Diabetes in Pregnant Women

A hundred years ago many children died of illness before reaching adulthood. Better treatment is allowing most of them to survive now, and among them are less robust young women, many of whom have children. These women cause special problems for the obstetrician and make up a great deal of his antenatal work. By careful control of the pregnancy most of these women carry throgh normally and bear normal children, usually by a natural delivery. In order to ensure this, constant vivilance is required throughout pregnancy and much patience is often needed on the part of the mothe while undergoing treatments that appear boring and pointless to her at the time. She must remember that these very treatments have brought many women with conditions similar to her own through to a safe delivery. The incidental conditions, some serious and others trivial, will be dealt with in turn.
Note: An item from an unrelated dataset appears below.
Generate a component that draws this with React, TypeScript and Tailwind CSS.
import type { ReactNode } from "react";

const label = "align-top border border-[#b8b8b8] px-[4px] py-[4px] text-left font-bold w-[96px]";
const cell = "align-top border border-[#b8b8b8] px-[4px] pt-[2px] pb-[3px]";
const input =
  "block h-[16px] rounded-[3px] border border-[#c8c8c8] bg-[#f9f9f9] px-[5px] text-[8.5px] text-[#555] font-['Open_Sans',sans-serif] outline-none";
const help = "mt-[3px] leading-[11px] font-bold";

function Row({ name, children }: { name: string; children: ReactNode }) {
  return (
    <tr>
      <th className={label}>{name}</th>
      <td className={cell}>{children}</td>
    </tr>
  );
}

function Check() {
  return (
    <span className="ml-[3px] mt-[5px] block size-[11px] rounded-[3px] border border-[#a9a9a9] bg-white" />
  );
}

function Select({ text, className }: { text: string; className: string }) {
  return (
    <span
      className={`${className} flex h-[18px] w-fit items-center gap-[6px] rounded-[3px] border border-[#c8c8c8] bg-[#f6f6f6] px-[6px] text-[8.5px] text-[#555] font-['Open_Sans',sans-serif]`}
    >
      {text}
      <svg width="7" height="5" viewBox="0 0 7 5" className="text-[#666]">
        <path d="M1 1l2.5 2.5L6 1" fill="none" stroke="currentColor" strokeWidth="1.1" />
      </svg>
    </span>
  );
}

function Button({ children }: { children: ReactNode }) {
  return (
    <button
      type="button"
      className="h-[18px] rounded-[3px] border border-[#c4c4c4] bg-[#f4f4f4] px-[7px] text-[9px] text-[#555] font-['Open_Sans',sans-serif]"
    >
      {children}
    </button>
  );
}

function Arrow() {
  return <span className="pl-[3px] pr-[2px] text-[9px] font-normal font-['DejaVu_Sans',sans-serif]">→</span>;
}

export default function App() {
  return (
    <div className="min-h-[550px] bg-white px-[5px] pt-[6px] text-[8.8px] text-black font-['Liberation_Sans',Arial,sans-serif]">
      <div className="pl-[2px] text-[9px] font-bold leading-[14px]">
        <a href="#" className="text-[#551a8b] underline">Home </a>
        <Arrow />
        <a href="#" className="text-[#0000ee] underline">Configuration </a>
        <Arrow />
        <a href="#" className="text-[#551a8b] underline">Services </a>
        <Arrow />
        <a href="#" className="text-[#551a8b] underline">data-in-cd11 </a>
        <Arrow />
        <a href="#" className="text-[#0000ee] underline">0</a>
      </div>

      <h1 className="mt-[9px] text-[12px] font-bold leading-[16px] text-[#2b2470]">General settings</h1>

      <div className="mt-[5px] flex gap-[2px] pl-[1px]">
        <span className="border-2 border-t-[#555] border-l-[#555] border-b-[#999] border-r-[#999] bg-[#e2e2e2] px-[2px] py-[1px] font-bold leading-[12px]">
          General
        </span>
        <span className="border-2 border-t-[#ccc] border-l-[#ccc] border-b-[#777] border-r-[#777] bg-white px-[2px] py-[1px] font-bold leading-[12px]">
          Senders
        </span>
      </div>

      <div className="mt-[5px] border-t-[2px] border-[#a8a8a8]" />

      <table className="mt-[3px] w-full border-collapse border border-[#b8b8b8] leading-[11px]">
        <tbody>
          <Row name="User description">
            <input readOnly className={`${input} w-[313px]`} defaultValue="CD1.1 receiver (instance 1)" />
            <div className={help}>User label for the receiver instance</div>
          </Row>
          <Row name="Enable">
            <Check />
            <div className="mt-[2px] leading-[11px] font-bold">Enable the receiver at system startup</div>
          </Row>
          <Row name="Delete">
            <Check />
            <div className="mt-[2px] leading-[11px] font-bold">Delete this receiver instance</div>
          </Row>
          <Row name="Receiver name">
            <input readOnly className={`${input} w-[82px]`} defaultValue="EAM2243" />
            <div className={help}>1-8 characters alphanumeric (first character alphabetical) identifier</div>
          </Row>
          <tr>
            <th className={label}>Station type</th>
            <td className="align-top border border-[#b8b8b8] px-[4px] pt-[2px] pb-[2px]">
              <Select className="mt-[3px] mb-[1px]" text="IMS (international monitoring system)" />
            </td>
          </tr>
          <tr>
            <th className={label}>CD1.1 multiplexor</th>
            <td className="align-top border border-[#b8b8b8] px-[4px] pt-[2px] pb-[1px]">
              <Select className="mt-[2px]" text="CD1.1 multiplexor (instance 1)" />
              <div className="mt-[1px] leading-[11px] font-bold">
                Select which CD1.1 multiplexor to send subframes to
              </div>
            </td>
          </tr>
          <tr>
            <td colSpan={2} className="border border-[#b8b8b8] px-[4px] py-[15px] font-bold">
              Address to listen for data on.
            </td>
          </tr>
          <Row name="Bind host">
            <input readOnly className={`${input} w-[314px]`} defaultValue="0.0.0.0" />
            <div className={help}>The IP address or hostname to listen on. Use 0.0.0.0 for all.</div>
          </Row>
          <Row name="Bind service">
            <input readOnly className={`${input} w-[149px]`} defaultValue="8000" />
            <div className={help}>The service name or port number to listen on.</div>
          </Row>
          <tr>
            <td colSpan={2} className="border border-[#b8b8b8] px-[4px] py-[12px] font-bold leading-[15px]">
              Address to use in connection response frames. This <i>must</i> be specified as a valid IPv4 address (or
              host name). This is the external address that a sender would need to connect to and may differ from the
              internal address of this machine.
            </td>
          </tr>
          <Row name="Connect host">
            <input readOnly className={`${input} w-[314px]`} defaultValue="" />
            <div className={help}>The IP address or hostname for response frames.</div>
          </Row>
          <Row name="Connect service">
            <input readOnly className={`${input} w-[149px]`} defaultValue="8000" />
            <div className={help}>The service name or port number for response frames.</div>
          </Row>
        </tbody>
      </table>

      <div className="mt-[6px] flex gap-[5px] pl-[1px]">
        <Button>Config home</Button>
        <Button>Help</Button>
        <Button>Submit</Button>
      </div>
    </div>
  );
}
With the advent of insulin in 1924, diabetics were given the chance to lead normal lives. The likelihood of a diabetic now becoming pregnant is almost as good as for any other woman and, with special care, a normal infant is produced.

This is a great contrast with the situation thirty to forty years ago when diabetic patients rarely became pregnant and, if they did so, were in grave danger of losing the infants', if not their own lives.

Hospital Care

A diabetic woman who becomes pregnant should attend the ante-natal clinic of a hospital that is used to dealing with such cases. The blood-sugar levels will have to be checked frequently as the urine tests may be misleading. A high carbohydrate diet (about 300 grammes per day) is advisable and the insulin dosage will have to be watched carefully.

Because of the increased risk to the baby, a pregnant diabetic woman should be admitted to hospital in the seventh or eighth month and the infant may be delivered before full term, if necessary by operation. These methods have been shown to produce the best chance for the baby. After delivery it is common for the diabetic condition to be temporarily improved and the dose of insulin must again be watched carefully.

The babies of diabetic women are usually big and tend to lose a lot of weight in the first week. This is usual and need not worry the mother. Feeding of the infant is likely to be normal.